In 1996, a hoax perpetrated by NYU physics professor Alan Sokal exposed some of the ideological and professional blinders of academic publishing, particularly in the humanities. This and other examples build an interesting criticism of academic life as construed in the work of writer Stanley Fish in the New Republic:

The empirical truth that Fish proffers can hardly be challenged—intellectual life in this country has been highly professionalized—but its banality is hard to beat. In response to criticisms of an argument or questions about a particular interpretation, Fish merely outlines how the profession functions, as if this were an answer. The cult of theory ends in the cult of facts. Fish’s default position describes the activities of professionals. He seems convinced that this is a powerful sally—and advances it in perhaps his most consequential discussion, when he weighs in on the role of liberal education.

Here Fish is at his best and worst. He is at his best because he punctures some “grandiose claims” for liberal education—for instance, that it fosters moral uprightness, community involvement, or global justice. “What is really at stake” in the controversy over liberal education, Fish writes, are not large philosophical principles but “administrative judgment with respect to professional behavior and job performance.” What happened to the idea that liberal education is more than just skills and job performance? That it entails, as John Henry Newman put it in The Idea of a University, overcoming “narrowness of mind”? That it leads to comprehension, even enlightenment? Newman described the narrow mind this way: “Nothing has a drift or relation; nothing has a history or a promise. Everything stands by itself, and comes and goes in its turn.” Newman could be describing Fish’s educational ideal.
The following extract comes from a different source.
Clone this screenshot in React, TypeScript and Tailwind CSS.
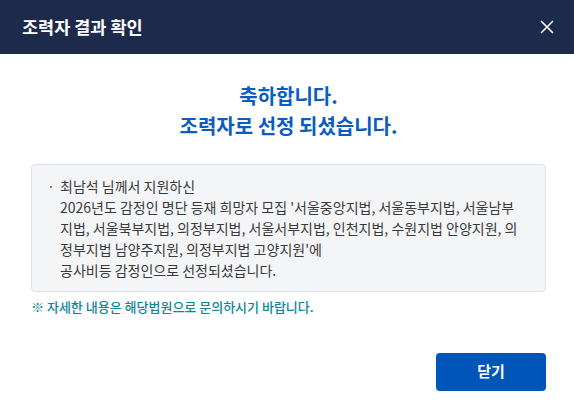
import { X } from 'lucide-react';

export default function App() {
  return (
    <div
      className="w-[574px] h-[418px] bg-white flex flex-col"
      style={{ fontFamily: '"Noto Sans CJK KR", "Noto Sans", sans-serif' }}
    >
      {/* Header */}
      <header className="h-[54px] bg-[#1e2a4b] flex items-center justify-between pl-[22px] pr-[16px] shrink-0">
        <h1 className="text-white text-[17.5px] font-bold">조력자 결과 확인</h1>
        <button className="text-white">
          <X className="w-[22px] h-[22px]" strokeWidth={1.8} />
        </button>
      </header>

      <div className="flex flex-col flex-1 pl-[31px] pr-[28px]">
        <div className="text-center text-[#0b5cbf] text-[20px] font-bold leading-[30px] pt-[27px] pb-[23px]">
          <p>축하합니다.</p>
          <p>조력자로 선정 되셨습니다.</p>
        </div>

        <div className="bg-[#f4f5f7] border border-[#dfe2e6] rounded-[4px] pl-[15px] pr-[26px] pt-[11px] pb-[10px] text-[14px] leading-[21px] text-[#3a3a3a]">
          <div className="flex">
            <span className="w-[13px] shrink-0 text-[#666]">·</span>
            <div>
              최남석 님께서 지원하신
              <br />
              2026년도 감정인 명단 등재 희망자 모집 '서울중앙지법, 서울동부지법, 서울남부지법, 서울북부지법, 의정부지법, 서울서부지법, 인천지법, 수원지법 안양지원, 의정부지법 남양주지원, 의정부지법 고양지원'에
              <br />
              공사비등 감정인으로 선정되셨습니다.
            </div>
          </div>
        </div>

        <p className="text-[13px] font-medium text-[#0f869b] mt-[5px]">※ 자세한 내용은 해당법원으로 문의하시기 바랍니다.</p>

        <div className="flex justify-end mt-[36px]">
          <button className="w-[110px] h-[38px] bg-[#0055b8] rounded-[4px] text-white text-[15px] font-bold">
            닫기
          </button>
        </div>
      </div>
    </div>
  );
}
Just so. And we're going to cheer anytime column inches are devoted to the humanities in the popular press. But as the criticism of Fish strongly affirms, this is not enough. Only more discussions of the ways the academy comports itself will strengthen it as a profession and as a pillar of society , and reinforce the humanities and social sciences as mission-critical disciplines. They must continually present themselves for evaluation to steer clear of trends and fashion, all the while building out the body of the knowledge on which they stand.